Cauliflower Parmesan Croquettes

Cauliflower Parmesan Croquettes

Garden-grown cauliflower transforms into a decadent appetizer – delicious with herby dip!

 

Recipe:

 

  1. Cut a large head of cauliflower into florets and roast with olive oil, salt and 3 cloves garlic at 400 degrees F for 18-25 minutes or until tender.
  2. Let cool and transfer to a food processor with ½ cup grated parmesan cheese, 1 egg and 1 tsp salt; process until chunky but uniform and broken down.
  3. Add 1 cup panko or bread crumbs and pulse to combine.
  4. Divide mixture into 15 balls on a parchment lined baking sheet and roll each ball between the palm of your hands to create an oval shape.

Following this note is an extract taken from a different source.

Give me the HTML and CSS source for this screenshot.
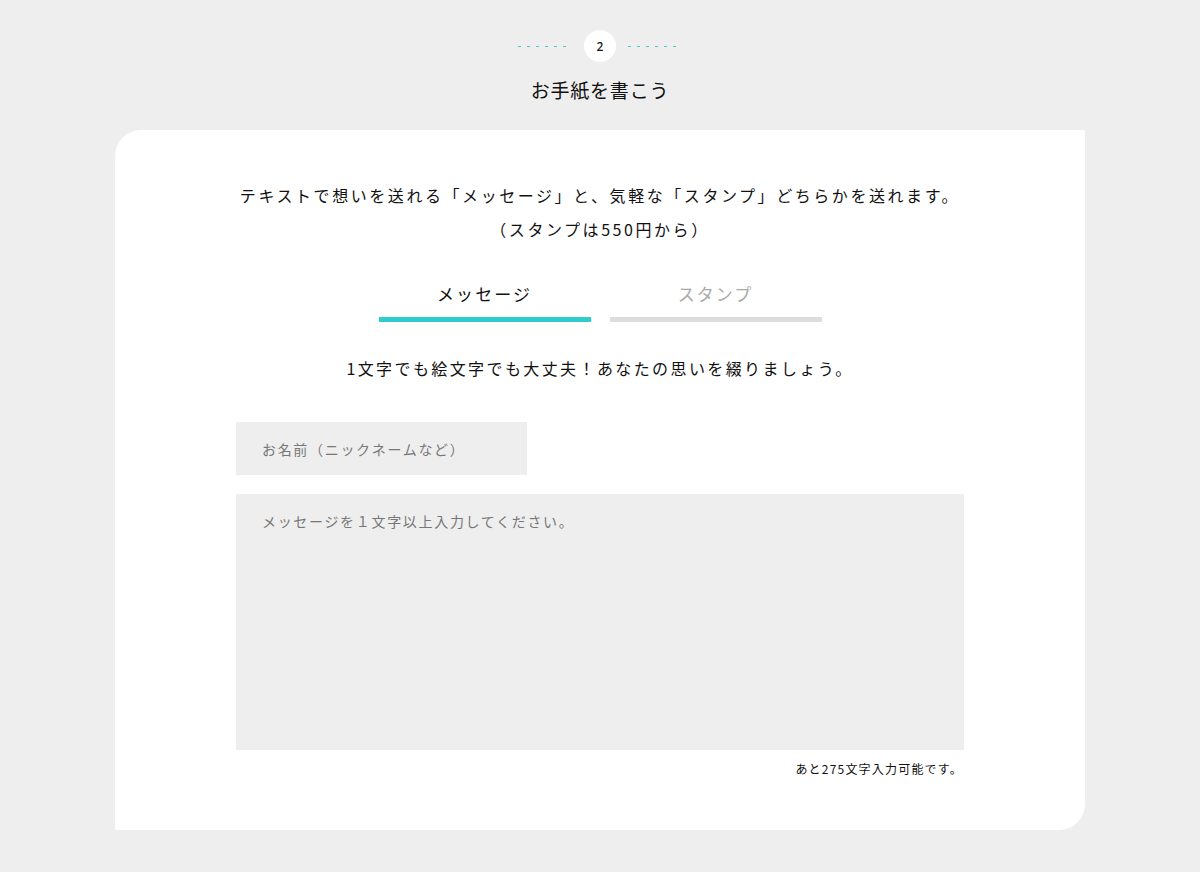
FILE: index.html
```html
<!DOCTYPE html>
<html lang="ja">
<head>
<meta charset="utf-8">
<title>お手紙を書こう</title>
<link rel="stylesheet" href="styles.css">
</head>
<body>
<div class="page">
  <div class="step">
    <span class="dots"></span>
    <span class="step-num">2</span>
    <span class="dots"></span>
  </div>
  <h2 class="title">お手紙を書こう</h2>
  <section class="card">
    <p class="lead">テキストで想いを送れる「メッセージ」と、気軽な「スタンプ」どちらかを送れます。<br>（スタンプは550円から）</p>
    <div class="tabs">
      <div class="tab active">メッセージ</div>
      <div class="tab">スタンプ</div>
    </div>
    <p class="sub">1文字でも絵文字でも大丈夫！あなたの思いを綴りましょう。</p>
    <form class="form">
      <input class="name" type="text" placeholder="お名前（ニックネームなど）">
      <textarea class="message" placeholder="メッセージを１文字以上入力してください。"></textarea>
      <p class="counter">あと275文字入力可能です。</p>
    </form>
  </section>
</div>
</body>
</html>
```

FILE: styles.css
```css
html, body {
  margin: 0;
  padding: 0;
  background: #eeeeee;
}
body {
  font-family: "Noto Sans CJK JP", "Noto Sans", sans-serif;
  color: #111;
  text-spacing-trim: space-all;
}
.page {
  width: 970px;
  margin: 0 auto;
  padding-top: 30px;
}
.step {
  display: flex;
  justify-content: center;
  align-items: center;
  gap: 12px;
  height: 32px;
}
.dots {
  width: 54px;
  height: 1px;
  background: repeating-linear-gradient(90deg, #4fc6c6 0 3px, transparent 3px 9px);
}
.step-num {
  width: 32px;
  height: 32px;
  border-radius: 50%;
  background: #fff;
  display: flex;
  align-items: center;
  justify-content: center;
  font-size: 12px;
  font-family: "Noto Sans", sans-serif;
  font-weight: 500;
}
.title {
  margin: 14px 0 0;
  text-align: center;
  font-size: 19px;
  font-weight: 400;
  line-height: 28px;
  letter-spacing: 0.04em;
}
.card {
  margin-top: 26px;
  background: #fff;
  border-radius: 26px 0 26px 0;
  padding: 48px 0 52px;
}
.lead {
  margin: 0;
  text-align: center;
  font-size: 16px;
  line-height: 34px;
  letter-spacing: 0.16em;
}
.tabs {
  display: flex;
  justify-content: center;
  gap: 19px;
  margin-top: 35px;
}
.tab {
  width: 212px;
  text-align: center;
  font-size: 17px;
  line-height: 26px;
  letter-spacing: 0.12em;
  padding-bottom: 10px;
  border-bottom: 5px solid #dddddd;
  color: #aaaaaa;
}
.tab.active {
  color: #111;
  border-bottom-color: #2ecccb;
}
.sub {
  margin: 31px 0 0;
  text-align: center;
  font-size: 16px;
  line-height: 30px;
  letter-spacing: 0.15em;
}
.form {
  width: 728px;
  margin: 39px auto 0;
  display: flex;
  flex-direction: column;
}
.name, .message {
  border: none;
  outline: none;
  background: #eeeeee;
  font-family: "Noto Sans CJK JP", "Noto Sans", sans-serif;
  font-size: 14px;
  letter-spacing: 0.12em;
  color: #333;
  box-sizing: border-box;
  margin: 0;
}
.name {
  width: 291px;
  height: 53px;
  padding: 0 0 0 26px;
}
.message {
  width: 728px;
  height: 256px;
  margin-top: 19px;
  padding: 17px 26px;
  line-height: 20px;
  resize: none;
}
.name::placeholder, .message::placeholder {
  color: #777777;
}
.counter {
  margin: 10px 0 0;
  text-align: right;
  font-size: 12px;
  line-height: 18px;
  letter-spacing: 0.1em;
  padding-right: 1px;
}
```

Chill croquettes for 30 minutes before frying.
  5. Heat ½” oil in a large skillet and fry about 1-2 minutes per side, rolling around until brown and deep golden all over. Transfer to a paper towel lined baking sheet.
  6. In a small bowl, combine ½ cup sour cream or plain yogurt with ¼ tsp salt and pepper and ¼ cup mixed chopped herbs like parsley, dill, cilantro and green onion tops. Serve croquettes with dip.